— STATED PROBLEM —
Reproduce each line of the material exactly, minus any picture.

-- begin RECORD EXCERPTS --

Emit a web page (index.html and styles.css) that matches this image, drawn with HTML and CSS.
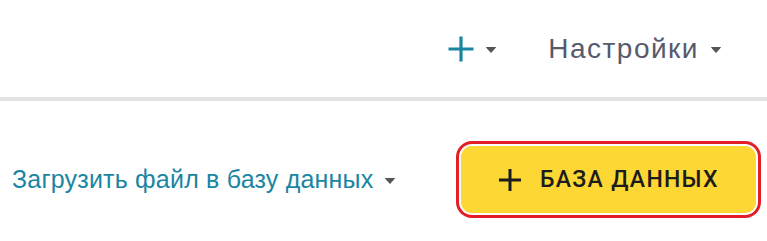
FILE: index.html
```html
<!DOCTYPE html>
<html lang="ru">
<head>
<meta charset="utf-8">
<link rel="stylesheet" href="styles.css">
</head>
<body>
<header class="header">
  <div class="menu-item add-menu">
    <svg class="plus-icon" width="26" height="26" viewBox="0 0 26 26"><path d="M13 0.5V25.5M0.5 13H25.5" stroke="#1a85a0" stroke-width="3.2" fill="none"/></svg>
    <svg class="caret" width="10" height="6" viewBox="0 0 10 6"><path d="M0.5 0.5H9.5L5 5.5Z" fill="#555" stroke="#555" stroke-linejoin="round"/></svg>
  </div>
  <div class="menu-item settings">
    <span class="settings-label">Настройки</span>
    <svg class="caret" width="10" height="6" viewBox="0 0 10 6"><path d="M0.5 0.5H9.5L5 5.5Z" fill="#555" stroke="#555" stroke-linejoin="round"/></svg>
  </div>
</header>
<div class="divider"></div>
<main class="toolbar">
  <a class="upload-link" href="#">
    <span>Загрузить файл в базу данных</span>
    <svg class="caret" width="10" height="6" viewBox="0 0 10 6"><path d="M0.5 0.5H9.5L5 5.5Z" fill="#555" stroke="#555" stroke-linejoin="round"/></svg>
  </a>
  <button class="db-button">
    <svg class="btn-plus" width="22" height="22" viewBox="0 0 22 22"><path d="M11 0V22M0 11H22" stroke="#1c1c1c" stroke-width="3" fill="none"/></svg>
    <span class="btn-label">БАЗА ДАННЫХ</span>
  </button>
</main>
</body>
</html>
```
FILE: styles.css
```css
html, body {
  margin: 0;
  padding: 0;
  background: #fff;
}
body {
  width: 767px;
  height: 241px;
  overflow: hidden;
  font-family: "Liberation Sans", Arial, sans-serif;
}
.header {
  height: 97px;
  display: flex;
  justify-content: flex-end;
  align-items: center;
  padding-right: 46px;
  box-sizing: border-box;
  gap: 52px;
}
.menu-item {
  display: flex;
  align-items: center;
  gap: 12px;
}
.add-menu {
  padding-top: 1px;
}
.settings-label {
  font-size: 28px;
  color: #565a6b;
  letter-spacing: 1.5px;
}
.caret {
  display: block;
  margin-top: 2px;
}
.divider {
  height: 4px;
  background: #e2e2e2;
}
.toolbar {
  display: flex;
  justify-content: space-between;
  align-items: center;
  padding: 45px 11px 0 12px;
}
.upload-link {
  display: flex;
  align-items: center;
  gap: 12px;
  text-decoration: none;
  color: #1b86a2;
  font-size: 25px;
  letter-spacing: 0.2px;
}
.db-button {
  display: flex;
  align-items: center;
  gap: 19px;
  width: 295px;
  height: 67px;
  padding: 0 0 0 38px;
  box-sizing: border-box;
  border: none;
  border-radius: 11px;
  background: #fdd733;
  box-shadow: 0 0 0 2px #fff, 0 0 0 5px #e41e26;
  font-family: Roboto, "Liberation Sans", Arial, sans-serif;
  font-size: 23px;
  font-weight: 500;
  letter-spacing: 1.3px;
  color: #1c1c1c;
}
.btn-plus {
  flex: none;
}
.btn-label {
  white-space: nowrap;
}
```
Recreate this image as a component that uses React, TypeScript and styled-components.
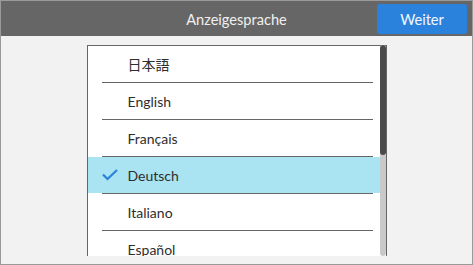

-- end RECORD EXCERPTS --

— EXERCISE OUTPUT —
Emit a web page (index.html and styles.css) that matches this image, drawn with HTML and CSS.
FILE: index.html
```html
<!DOCTYPE html>
<html lang="ru">
<head>
<meta charset="utf-8">
<link rel="stylesheet" href="styles.css">
</head>
<body>
<header class="header">
  <div class="menu-item add-menu">
    <svg class="plus-icon" width="26" height="26" viewBox="0 0 26 26"><path d="M13 0.5V25.5M0.5 13H25.5" stroke="#1a85a0" stroke-width="3.2" fill="none"/></svg>
    <svg class="caret" width="10" height="6" viewBox="0 0 10 6"><path d="M0.5 0.5H9.5L5 5.5Z" fill="#555" stroke="#555" stroke-linejoin="round"/></svg>
  </div>
  <div class="menu-item settings">
    <span class="settings-label">Настройки</span>
    <svg class="caret" width="10" height="6" viewBox="0 0 10 6"><path d="M0.5 0.5H9.5L5 5.5Z" fill="#555" stroke="#555" stroke-linejoin="round"/></svg>
  </div>
</header>
<div class="divider"></div>
<main class="toolbar">
  <a class="upload-link" href="#">
    <span>Загрузить файл в базу данных</span>
    <svg class="caret" width="10" height="6" viewBox="0 0 10 6"><path d="M0.5 0.5H9.5L5 5.5Z" fill="#555" stroke="#555" stroke-linejoin="round"/></svg>
  </a>
  <button class="db-button">
    <svg class="btn-plus" width="22" height="22" viewBox="0 0 22 22"><path d="M11 0V22M0 11H22" stroke="#1c1c1c" stroke-width="3" fill="none"/></svg>
    <span class="btn-label">БАЗА ДАННЫХ</span>
  </button>
</main>
</body>
</html>
```
FILE: styles.css
```css
html, body {
  margin: 0;
  padding: 0;
  background: #fff;
}
body {
  width: 767px;
  height: 241px;
  overflow: hidden;
  font-family: "Liberation Sans", Arial, sans-serif;
}
.header {
  height: 97px;
  display: flex;
  justify-content: flex-end;
  align-items: center;
  padding-right: 46px;
  box-sizing: border-box;
  gap: 52px;
}
.menu-item {
  display: flex;
  align-items: center;
  gap: 12px;
}
.add-menu {
  padding-top: 1px;
}
.settings-label {
  font-size: 28px;
  color: #565a6b;
  letter-spacing: 1.5px;
}
.caret {
  display: block;
  margin-top: 2px;
}
.divider {
  height: 4px;
  background: #e2e2e2;
}
.toolbar {
  display: flex;
  justify-content: space-between;
  align-items: center;
  padding: 45px 11px 0 12px;
}
.upload-link {
  display: flex;
  align-items: center;
  gap: 12px;
  text-decoration: none;
  color: #1b86a2;
  font-size: 25px;
  letter-spacing: 0.2px;
}
.db-button {
  display: flex;
  align-items: center;
  gap: 19px;
  width: 295px;
  height: 67px;
  padding: 0 0 0 38px;
  box-sizing: border-box;
  border: none;
  border-radius: 11px;
  background: #fdd733;
  box-shadow: 0 0 0 2px #fff, 0 0 0 5px #e41e26;
  font-family: Roboto, "Liberation Sans", Arial, sans-serif;
  font-size: 23px;
  font-weight: 500;
  letter-spacing: 1.3px;
  color: #1c1c1c;
}
.btn-plus {
  flex: none;
}
.btn-label {
  white-space: nowrap;
}
```
Recreate this image as a component that uses React, TypeScript and styled-components.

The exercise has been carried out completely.